As a scholar, my focus is religion in American public life, and I had hoped that an Obama campaign characterized by remarkable sensitivity to America’s vibrant but diverse religious landscape would carry over to respectful engagement in office. I’m disappointed by what I see as a limp and paternalistic partnership with faith-based and community groups and too much deference to more secularist congressional sentiment. Unlike some in my party, however, I’m little concerned about the president’s personal faith. On the contrary, I’m quite pleased. He apparently worships quietly but regularly at Camp David and has other regular devotional times. Quietly but apparently religious, lived in a way with little political benefit. Good for him.
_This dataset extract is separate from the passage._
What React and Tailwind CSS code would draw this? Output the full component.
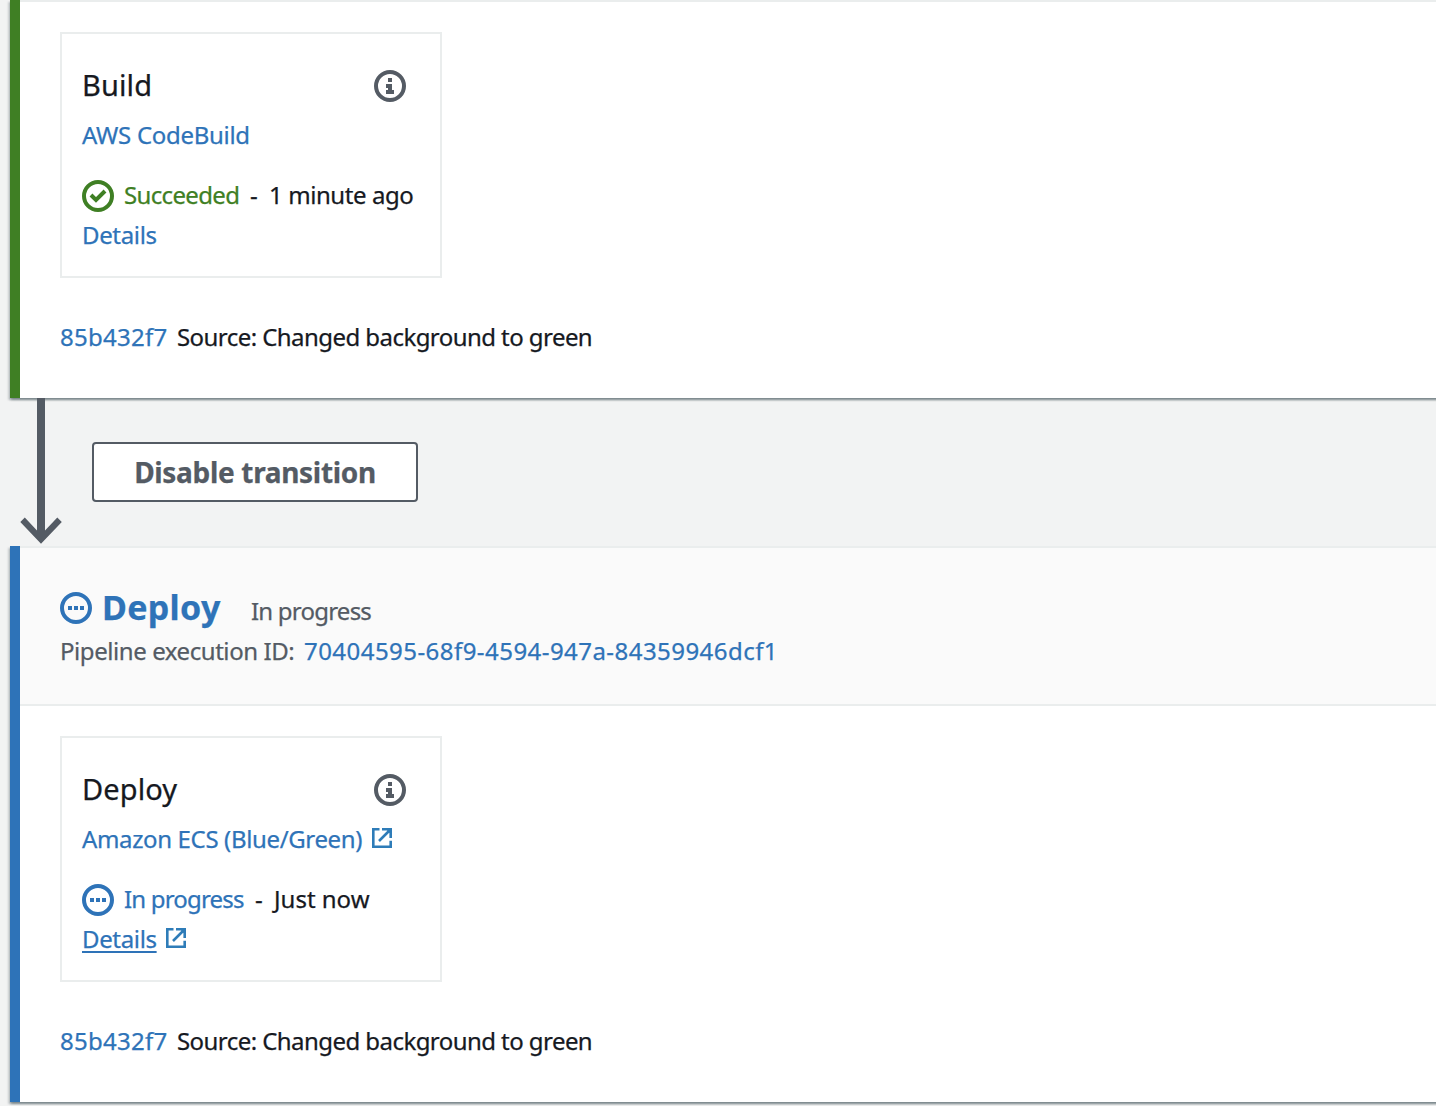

There have been other positives. President Obama is a thoughtful and intelligent person and I mostly appreciate “no-drama Obama.” He can appear as aloof and distant as an academic at times, which probably hurts him in public opinion. But it is clearly his genuine self, and who is this professor to complain about that. If one can set aside their objectionable elements, his major legislative accomplishments of economic stimulus, health-care reform, and financial re-regulation laws are impressive to those who measure success by new federal laws.
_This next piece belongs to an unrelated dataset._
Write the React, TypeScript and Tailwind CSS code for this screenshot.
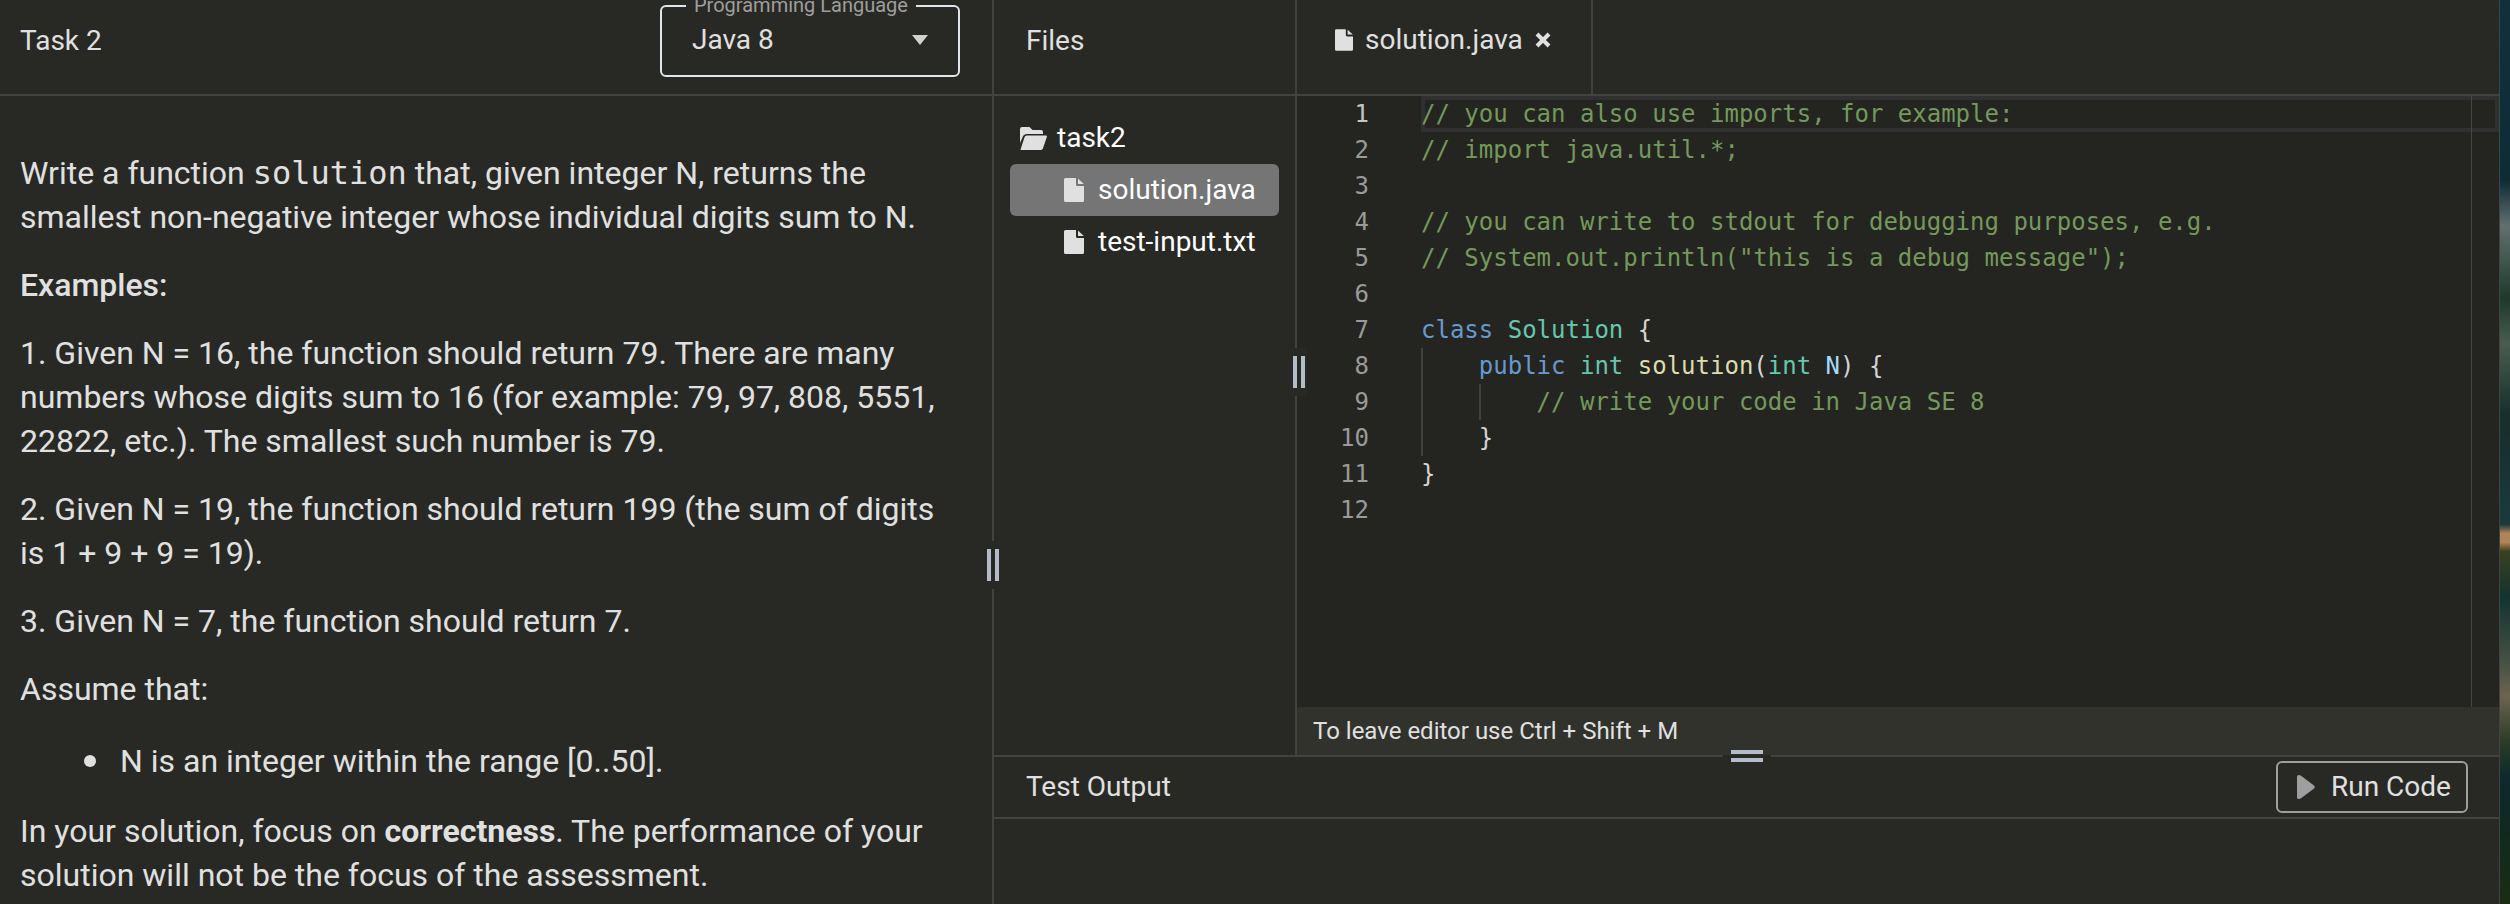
import React from "react";

const COMMENT = "text-[#74985d]";
const KEYWORD = "text-[#6799cf]";
const TYPE = "text-[#67c7ae]";
const FUNC = "text-[#dcdcaf]";
const PARAM = "text-[#a5dafa]";
const PLAIN = "text-[#d4d4d4]";

type Token = [string, string];

const lines: Token[][] = [
  [[COMMENT, "// you can also use imports, for example:"]],
  [[COMMENT, "// import java.util.*;"]],
  [],
  [[COMMENT, "// you can write to stdout for debugging purposes, e.g."]],
  [[COMMENT, '// System.out.println("this is a debug message");']],
  [],
  [
    [KEYWORD, "class "],
    [TYPE, "Solution "],
    [PLAIN, "{"],
  ],
  [
    [PLAIN, "    "],
    [KEYWORD, "public "],
    [TYPE, "int "],
    [FUNC, "solution"],
    [PLAIN, "("],
    [TYPE, "int "],
    [PARAM, "N"],
    [PLAIN, ") {"],
  ],
  [[COMMENT, "        // write your code in Java SE 8"]],
  [[PLAIN, "    }"]],
  [[PLAIN, "}"]],
  [],
];

const FileIcon = ({ className }: { className: string }) => (
  <svg viewBox="0 0 20 24" fill="#e0e0e0" className={className}>
    <path d="M1.5 0H12v6.5q0 1.500 1.500 1.500H20v14.500q0 1.500-1.500 1.500h-17Q0 24 0 22.500v-21Q0 0 1.500 0z" />
    <path d="M14 0.500L19.800 6H14z" />
  </svg>
);

const FolderIcon = () => (
  <svg viewBox="0 0 27 23" fill="#e0e0e0" className="h-[23px] w-[27px]">
    <path d="M2 0h7.500l3 3H21a2 2 0 0 1 2 2v2H7a4.500 4.500 0 0 0-4.200 2.800L0 16V2a2 2 0 0 1 2-2z" />
    <path d="M6.800 8.500H26a1 1 0 0 1 .9 1.300l-4 11.700a2 2 0 0 1-1.900 1.500H1.500a.8.8 0 0 1-.8-1.100l3.800-11.600a2.500 2.500 0 0 1 2.300-1.800z" />
  </svg>
);

const VerticalGrip = ({ className }: { className: string }) => (
  <div
    className={`absolute z-10 flex h-12 w-4 items-center justify-center gap-1 bg-[#282924] ${className}`}
  >
    <span className="h-8 w-1 bg-[#b4bcc8]" />
    <span className="h-8 w-1 bg-[#b4bcc8]" />
  </div>
);

const TaskPanel = () => (
  <section className="relative flex w-[994px] shrink-0 flex-col border-r-2 border-[#424242]">
    <header className="flex h-24 shrink-0 items-start justify-between border-b-2 border-[#424242] pl-5 pr-8">
      <h1 className="pt-[21px] text-[28px] leading-10">Task 2</h1>
      <div className="relative mt-[5px] h-[72px] w-[300px] rounded-md border-2 border-[#dfe5ec]">
        <label
          htmlFor="language"
          className="absolute -top-4 left-6 bg-[#282924] px-2 text-xl leading-7 text-[#9e9e9e]"
        >
          Programming Language
        </label>
        <select
          id="language"
          className="h-full w-full appearance-none bg-transparent pb-0.5 pl-[30px] text-[28px] outline-none"
        >
          <option>Java 8</option>
        </select>
        <svg
          viewBox="0 0 16 10"
          fill="#d0d0d0"
          className="pointer-events-none absolute right-[30px] top-7 h-[10px] w-4"
        >
          <path d="M0 0h16L8 10z" />
        </svg>
      </div>
    </header>
    <div className="flex flex-col gap-6 pl-5 pr-8 pt-[55px] text-[32px] leading-[44px]">
      <p>
        Write a function{" "}
        <code className="font-['DejaVu_Sans_Mono',monospace]">solution</code>{" "}
        that, given integer N, returns the smallest non-negative integer whose
        individual digits sum to N.
      </p>
      <p className="font-medium">Examples:</p>
      <p>
        1. Given N = 16, the function should return 79. There are many numbers
        whose digits sum to 16 (for example: 79, 97, 808, 5551, 22822, etc.).
        The smallest such number is 79.
      </p>
      <p>
        2. Given N = 19, the function should return 199 (the sum of digits is 1
        + 9 + 9 = 19).
      </p>
      <p>3. Given N = 7, the function should return 7.</p>
      <p>Assume that:</p>
      <ul className="pb-0.5 pl-16 pt-1">
        <li className="flex items-center gap-6">
          <span className="size-3 rounded-full bg-[#e0e0e0]" />N is an integer
          within the range [0..50].
        </li>
      </ul>
      <p>
        In your solution, focus on <b>correctness</b>. The performance of your
        solution will not be the focus of the assessment.
      </p>
    </div>
    <VerticalGrip className="-right-[9px] top-[541px]" />
  </section>
);

const FilesPanel = () => (
  <section className="relative flex w-[303px] shrink-0 flex-col border-r-2 border-[#424242]">
    <h2 className="h-24 shrink-0 border-b-2 border-[#424242] pl-8 pt-[21px] text-[28px] leading-10">
      Files
    </h2>
    <div className="px-4 pt-4 text-[28px] text-white">
      <div className="flex h-[52px] items-center gap-2.5 pl-[10px]">
        <FolderIcon />
        task2
      </div>
      <button className="flex h-[52px] w-full items-center gap-3.5 rounded-md bg-[#757575] pl-[54px]">
        <FileIcon className="h-6 w-5" />
        solution.java
      </button>
      <button className="flex h-[52px] w-full items-center gap-3.5 pl-[54px]">
        <FileIcon className="h-6 w-5" />
        test-input.txt
      </button>
    </div>
    <VerticalGrip className="-right-[12px] top-[348px]" />
  </section>
);

const Editor = () => (
  <section className="flex min-w-0 grow flex-col">
    <div className="flex h-24 shrink-0 border-b-2 border-[#424242]">
      <div className="flex w-[296px] items-start border-r-2 border-[#424242] pl-[38px] pt-5 text-[28px] leading-10">
        <FileIcon className="mr-3 mt-[9px] h-[22px] w-[18px]" />
        solution.java
        <button aria-label="Close" className="ml-3 mt-3">
          <svg
            viewBox="0 0 16 16"
            stroke="#e0e0e0"
            strokeWidth="4"
            className="h-4 w-4"
          >
            <path d="M2 2l12 12M14 2L2 14" />
          </svg>
        </button>
      </div>
    </div>
    <div className="relative flex grow bg-[#242520] font-['DejaVu_Sans_Mono',monospace] text-2xl leading-9">
      <div className="w-[124px] shrink-0 pr-[52px] text-right text-[#9a9a9a]">
        {lines.map((_, i) => (
          <div key={i} className={i === 0 ? "text-[#c6c6c6]" : ""}>
            {i + 1}
          </div>
        ))}
      </div>
      <div className="relative grow">
        <div className="absolute inset-x-0 top-0 h-9 border-4 border-[#303031]" />
        <div className="absolute left-0 top-[252px] h-[108px] w-0.5 bg-[#404040]" />
        <div className="absolute left-[58px] top-[288px] h-9 w-0.5 bg-[#404040]" />
        <pre className="relative font-['DejaVu_Sans_Mono',monospace]">
          {lines.map((tokens, i) => (
            <div key={i} className="h-9">
              {tokens.map(([color, text], j) => (
                <span key={j} className={color}>
                  {text}
                </span>
              ))}
            </div>
          ))}
        </pre>
      </div>
      <div className="absolute inset-y-0 right-[27px] w-px bg-[#464743]" />
    </div>
    <p className="h-12 shrink-0 bg-[#31322c] px-4 text-2xl leading-[48px]">
      To leave editor use Ctrl + Shift + M
    </p>
  </section>
);

const TestOutput = () => (
  <section className="relative h-[149px] shrink-0 border-t-2 border-[#424242]">
    <div className="absolute -top-[9px] left-1/2 z-10 flex h-4 w-12 -translate-x-1/2 flex-col items-center justify-center gap-1">
      <span className="absolute inset-x-0 top-[7px] h-0.5 bg-[#282924]" />
      <span className="relative h-1 w-8 bg-[#b4bcc8]" />
      <span className="relative h-1 w-8 bg-[#b4bcc8]" />
    </div>
    <div className="flex h-[62px] items-center justify-between border-b-2 border-[#424242] pl-8 pr-[31px]">
      <h2 className="text-[28px]">Test Output</h2>
      <button className="flex h-[52px] w-48 items-center gap-4 rounded-md border-2 border-[#9e9e9e] pl-[19px] text-[28px]">
        <svg viewBox="0 0 18 24" fill="#9e9e9e" className="h-6 w-[18px]">
          <path d="M0 1.500Q0 0 2 0Q3 0 4 .8L17 10.500Q18.500 12 17 13.500L4 23.200Q3 24 2 24Q0 24 0 22.500z" />
        </svg>
        Run Code
      </button>
    </div>
  </section>
);

export default function App() {
  return (
    <div className="flex h-screen overflow-hidden bg-[#282924] font-[Roboto,sans-serif] text-[#e0e0e0]">
      <TaskPanel />
      <main className="flex min-w-0 grow flex-col border-r border-[#424242]">
        <div className="flex min-h-0 grow">
          <FilesPanel />
          <Editor />
        </div>
        <TestOutput />
      </main>
      {/* strip of desktop wallpaper */}
      <div className="w-[10px] shrink-0 bg-[linear-gradient(to_bottom,#12303c_0%,#0d2c36_20%,#62706e_25%,#1c3a2c_33%,#4a5c50_38%,#152f2a_46%,#1a3a3c_58%,#b08458_59%,#b08458_60%,#3a4020_61%,#123430_66%,#445044_73%,#6c6450_77%,#2c3c28_82%,#0c2a2c_86%,#0e2a20_92%,#1c2c14_100%)]" />
    </div>
  );
}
My admittedly mixed assessment is preliminary, too. There’s a reason presidential terms are four years; it’s not fair to fully judge a president less than half way into a four-year term. And in this election year I’ve based little of my own political work, and none of my votes, on my estimation of President Obama. I’ve focused on what I think is a fairer target–the too-large Democratic majorities in the House and Senate.

And here my perspective seems more consonant with the polls. Voters are angry at Washington for misinterpreting the message of 2008–they wanted bipartisan action on the economic crisis. They got action–but on health care, too, and none of it was bipartisan. If anything, partisanship and irresponsibility have gotten worse, fed by a constant and increasingly polarized media. While President Obama could have tried earlier, longer, and harder to be bipartisan, blame goes all around.

The intellectually ideal outcome might be huge election-day losses in both parties–a curse on both parties. But votes are very blunt instruments, and it’s the Democrats’ misfortune to hold the national political power. Rightly or not, voters use off-year elections to send a message to the party in power. A major shift in power toward Republicans will be seen, rightly or wrongly, as a major rebuke to President Obama. If voters hand the House of Representatives to Republicans and narrow the Democratic majority in the Senate to a small margin, as is likely at this writing, Washington will again have a divided government and the message will be to move toward the middle.

Divided government is not all bad; historically it has often been highly productive and good for the nation. The last six years of both the Clinton and Reagan administrations are the most recent examples of fairly good economic times and reasonably well-functioning government under such conditions.

My hope is that November 3 begins a new time of similar substantive accomplishment. Soon after election day 2010 a presidential deficit-reduction commission will report. We can hope that its recommendations will generate constructive responses. May politicians compete, however, briefly, over which party can more responsibly address the need to correct our long-term imbalance between government spending and revenue. If left unchanged, the trends in spending and taxes will burden our children and threaten our national security as we become increasingly dependent upon investors in other nations to finance our profligacy. We are literally mortgaging a share of our national sovereignty to them. If the elections are a two-party “wake up call,” divided government provides the best environment for corrective action. I choose to hope, if not completely expect, a new season of substance for Washington, D.C.

Douglas L. Koopman teaches political science at Calvin College in Grand Rapids, Michigan.